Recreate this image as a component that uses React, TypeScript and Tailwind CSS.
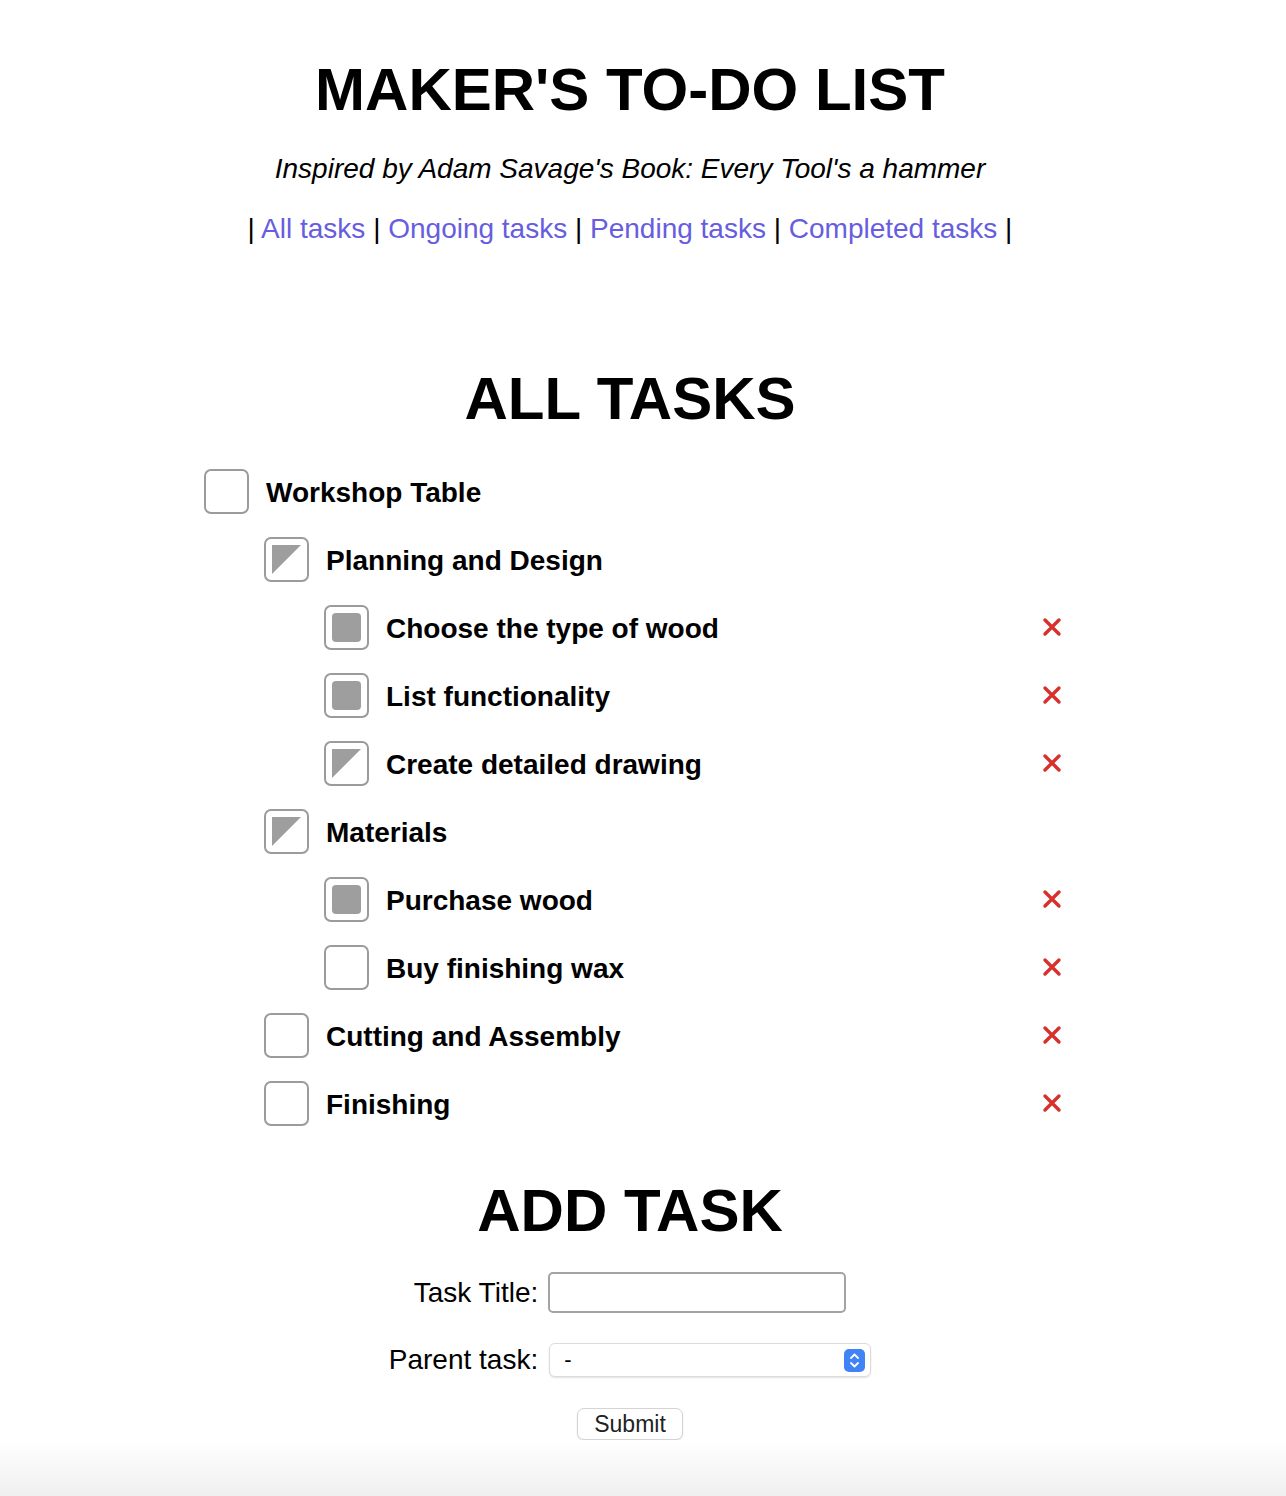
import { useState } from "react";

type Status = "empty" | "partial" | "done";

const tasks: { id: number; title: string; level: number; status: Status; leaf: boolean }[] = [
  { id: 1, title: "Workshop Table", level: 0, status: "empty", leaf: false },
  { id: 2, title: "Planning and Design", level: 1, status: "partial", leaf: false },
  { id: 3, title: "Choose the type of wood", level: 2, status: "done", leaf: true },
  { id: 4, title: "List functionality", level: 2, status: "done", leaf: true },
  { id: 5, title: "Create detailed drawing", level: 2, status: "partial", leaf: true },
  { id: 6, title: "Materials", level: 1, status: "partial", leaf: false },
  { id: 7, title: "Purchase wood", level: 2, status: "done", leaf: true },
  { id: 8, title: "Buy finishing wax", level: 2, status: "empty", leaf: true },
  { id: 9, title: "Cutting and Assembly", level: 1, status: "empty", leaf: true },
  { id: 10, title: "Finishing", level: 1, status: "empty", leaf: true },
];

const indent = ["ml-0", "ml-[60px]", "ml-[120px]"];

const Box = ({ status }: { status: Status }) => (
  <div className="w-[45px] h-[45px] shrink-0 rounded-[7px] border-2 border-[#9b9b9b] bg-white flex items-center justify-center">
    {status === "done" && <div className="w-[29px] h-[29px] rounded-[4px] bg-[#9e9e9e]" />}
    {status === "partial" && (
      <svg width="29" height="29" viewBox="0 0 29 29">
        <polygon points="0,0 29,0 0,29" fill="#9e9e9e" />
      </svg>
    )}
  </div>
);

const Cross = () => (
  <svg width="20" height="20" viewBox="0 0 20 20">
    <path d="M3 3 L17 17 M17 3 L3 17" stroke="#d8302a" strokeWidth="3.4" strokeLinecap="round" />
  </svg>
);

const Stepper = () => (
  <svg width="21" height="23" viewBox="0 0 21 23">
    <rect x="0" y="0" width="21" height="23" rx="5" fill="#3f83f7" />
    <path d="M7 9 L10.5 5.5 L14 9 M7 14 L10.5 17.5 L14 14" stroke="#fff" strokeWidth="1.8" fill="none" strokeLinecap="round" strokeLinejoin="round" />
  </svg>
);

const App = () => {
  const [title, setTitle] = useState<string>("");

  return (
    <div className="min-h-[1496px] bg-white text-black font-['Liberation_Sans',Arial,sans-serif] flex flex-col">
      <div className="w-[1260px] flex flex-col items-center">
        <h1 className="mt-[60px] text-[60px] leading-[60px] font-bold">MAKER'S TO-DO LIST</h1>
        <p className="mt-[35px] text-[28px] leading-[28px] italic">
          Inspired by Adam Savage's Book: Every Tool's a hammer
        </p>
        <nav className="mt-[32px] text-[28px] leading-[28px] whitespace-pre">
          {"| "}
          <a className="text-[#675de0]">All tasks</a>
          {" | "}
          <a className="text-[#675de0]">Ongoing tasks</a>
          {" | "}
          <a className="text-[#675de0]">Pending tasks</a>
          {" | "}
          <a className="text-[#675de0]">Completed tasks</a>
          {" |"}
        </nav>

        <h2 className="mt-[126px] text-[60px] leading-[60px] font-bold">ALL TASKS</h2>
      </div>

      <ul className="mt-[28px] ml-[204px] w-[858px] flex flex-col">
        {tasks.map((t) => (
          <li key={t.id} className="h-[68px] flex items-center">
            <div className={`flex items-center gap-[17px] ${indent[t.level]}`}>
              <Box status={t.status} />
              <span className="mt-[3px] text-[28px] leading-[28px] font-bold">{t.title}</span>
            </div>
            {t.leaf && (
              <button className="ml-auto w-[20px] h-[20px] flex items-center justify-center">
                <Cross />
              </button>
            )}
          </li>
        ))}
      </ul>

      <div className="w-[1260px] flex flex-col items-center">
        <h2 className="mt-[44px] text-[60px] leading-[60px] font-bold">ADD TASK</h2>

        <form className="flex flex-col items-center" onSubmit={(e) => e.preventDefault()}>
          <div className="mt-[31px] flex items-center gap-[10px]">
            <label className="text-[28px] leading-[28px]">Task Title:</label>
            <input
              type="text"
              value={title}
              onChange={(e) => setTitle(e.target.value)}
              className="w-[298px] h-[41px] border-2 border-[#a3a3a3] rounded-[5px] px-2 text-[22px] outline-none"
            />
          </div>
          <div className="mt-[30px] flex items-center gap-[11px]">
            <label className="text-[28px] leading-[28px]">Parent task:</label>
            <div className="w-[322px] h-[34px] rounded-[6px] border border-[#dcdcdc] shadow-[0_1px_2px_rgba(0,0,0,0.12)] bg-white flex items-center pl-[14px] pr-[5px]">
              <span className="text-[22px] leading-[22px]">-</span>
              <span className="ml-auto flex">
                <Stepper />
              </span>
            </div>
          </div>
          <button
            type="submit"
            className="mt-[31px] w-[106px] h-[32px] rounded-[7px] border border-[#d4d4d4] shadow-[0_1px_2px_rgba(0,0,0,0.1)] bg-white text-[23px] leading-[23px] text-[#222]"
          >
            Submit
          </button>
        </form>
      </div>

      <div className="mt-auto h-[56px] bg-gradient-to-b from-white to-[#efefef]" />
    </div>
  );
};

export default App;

***

• EXERCISE DETAILS
Reproduce the whole listing word for word, setting aside any pictures.

• FULL SOLUTION
Recreate this image as a component that uses React, TypeScript and Tailwind CSS.
import { useState } from "react";

type Status = "empty" | "partial" | "done";

const tasks: { id: number; title: string; level: number; status: Status; leaf: boolean }[] = [
  { id: 1, title: "Workshop Table", level: 0, status: "empty", leaf: false },
  { id: 2, title: "Planning and Design", level: 1, status: "partial", leaf: false },
  { id: 3, title: "Choose the type of wood", level: 2, status: "done", leaf: true },
  { id: 4, title: "List functionality", level: 2, status: "done", leaf: true },
  { id: 5, title: "Create detailed drawing", level: 2, status: "partial", leaf: true },
  { id: 6, title: "Materials", level: 1, status: "partial", leaf: false },
  { id: 7, title: "Purchase wood", level: 2, status: "done", leaf: true },
  { id: 8, title: "Buy finishing wax", level: 2, status: "empty", leaf: true },
  { id: 9, title: "Cutting and Assembly", level: 1, status: "empty", leaf: true },
  { id: 10, title: "Finishing", level: 1, status: "empty", leaf: true },
];

const indent = ["ml-0", "ml-[60px]", "ml-[120px]"];

const Box = ({ status }: { status: Status }) => (
  <div className="w-[45px] h-[45px] shrink-0 rounded-[7px] border-2 border-[#9b9b9b] bg-white flex items-center justify-center">
    {status === "done" && <div className="w-[29px] h-[29px] rounded-[4px] bg-[#9e9e9e]" />}
    {status === "partial" && (
      <svg width="29" height="29" viewBox="0 0 29 29">
        <polygon points="0,0 29,0 0,29" fill="#9e9e9e" />
      </svg>
    )}
  </div>
);

const Cross = () => (
  <svg width="20" height="20" viewBox="0 0 20 20">
    <path d="M3 3 L17 17 M17 3 L3 17" stroke="#d8302a" strokeWidth="3.4" strokeLinecap="round" />
  </svg>
);

const Stepper = () => (
  <svg width="21" height="23" viewBox="0 0 21 23">
    <rect x="0" y="0" width="21" height="23" rx="5" fill="#3f83f7" />
    <path d="M7 9 L10.5 5.5 L14 9 M7 14 L10.5 17.5 L14 14" stroke="#fff" strokeWidth="1.8" fill="none" strokeLinecap="round" strokeLinejoin="round" />
  </svg>
);

const App = () => {
  const [title, setTitle] = useState<string>("");

  return (
    <div className="min-h-[1496px] bg-white text-black font-['Liberation_Sans',Arial,sans-serif] flex flex-col">
      <div className="w-[1260px] flex flex-col items-center">
        <h1 className="mt-[60px] text-[60px] leading-[60px] font-bold">MAKER'S TO-DO LIST</h1>
        <p className="mt-[35px] text-[28px] leading-[28px] italic">
          Inspired by Adam Savage's Book: Every Tool's a hammer
        </p>
        <nav className="mt-[32px] text-[28px] leading-[28px] whitespace-pre">
          {"| "}
          <a className="text-[#675de0]">All tasks</a>
          {" | "}
          <a className="text-[#675de0]">Ongoing tasks</a>
          {" | "}
          <a className="text-[#675de0]">Pending tasks</a>
          {" | "}
          <a className="text-[#675de0]">Completed tasks</a>
          {" |"}
        </nav>

        <h2 className="mt-[126px] text-[60px] leading-[60px] font-bold">ALL TASKS</h2>
      </div>

      <ul className="mt-[28px] ml-[204px] w-[858px] flex flex-col">
        {tasks.map((t) => (
          <li key={t.id} className="h-[68px] flex items-center">
            <div className={`flex items-center gap-[17px] ${indent[t.level]}`}>
              <Box status={t.status} />
              <span className="mt-[3px] text-[28px] leading-[28px] font-bold">{t.title}</span>
            </div>
            {t.leaf && (
              <button className="ml-auto w-[20px] h-[20px] flex items-center justify-center">
                <Cross />
              </button>
            )}
          </li>
        ))}
      </ul>

      <div className="w-[1260px] flex flex-col items-center">
        <h2 className="mt-[44px] text-[60px] leading-[60px] font-bold">ADD TASK</h2>

        <form className="flex flex-col items-center" onSubmit={(e) => e.preventDefault()}>
          <div className="mt-[31px] flex items-center gap-[10px]">
            <label className="text-[28px] leading-[28px]">Task Title:</label>
            <input
              type="text"
              value={title}
              onChange={(e) => setTitle(e.target.value)}
              className="w-[298px] h-[41px] border-2 border-[#a3a3a3] rounded-[5px] px-2 text-[22px] outline-none"
            />
          </div>
          <div className="mt-[30px] flex items-center gap-[11px]">
            <label className="text-[28px] leading-[28px]">Parent task:</label>
            <div className="w-[322px] h-[34px] rounded-[6px] border border-[#dcdcdc] shadow-[0_1px_2px_rgba(0,0,0,0.12)] bg-white flex items-center pl-[14px] pr-[5px]">
              <span className="text-[22px] leading-[22px]">-</span>
              <span className="ml-auto flex">
                <Stepper />
              </span>
            </div>
          </div>
          <button
            type="submit"
            className="mt-[31px] w-[106px] h-[32px] rounded-[7px] border border-[#d4d4d4] shadow-[0_1px_2px_rgba(0,0,0,0.1)] bg-white text-[23px] leading-[23px] text-[#222]"
          >
            Submit
          </button>
        </form>
      </div>

      <div className="mt-auto h-[56px] bg-gradient-to-b from-white to-[#efefef]" />
    </div>
  );
};

export default App;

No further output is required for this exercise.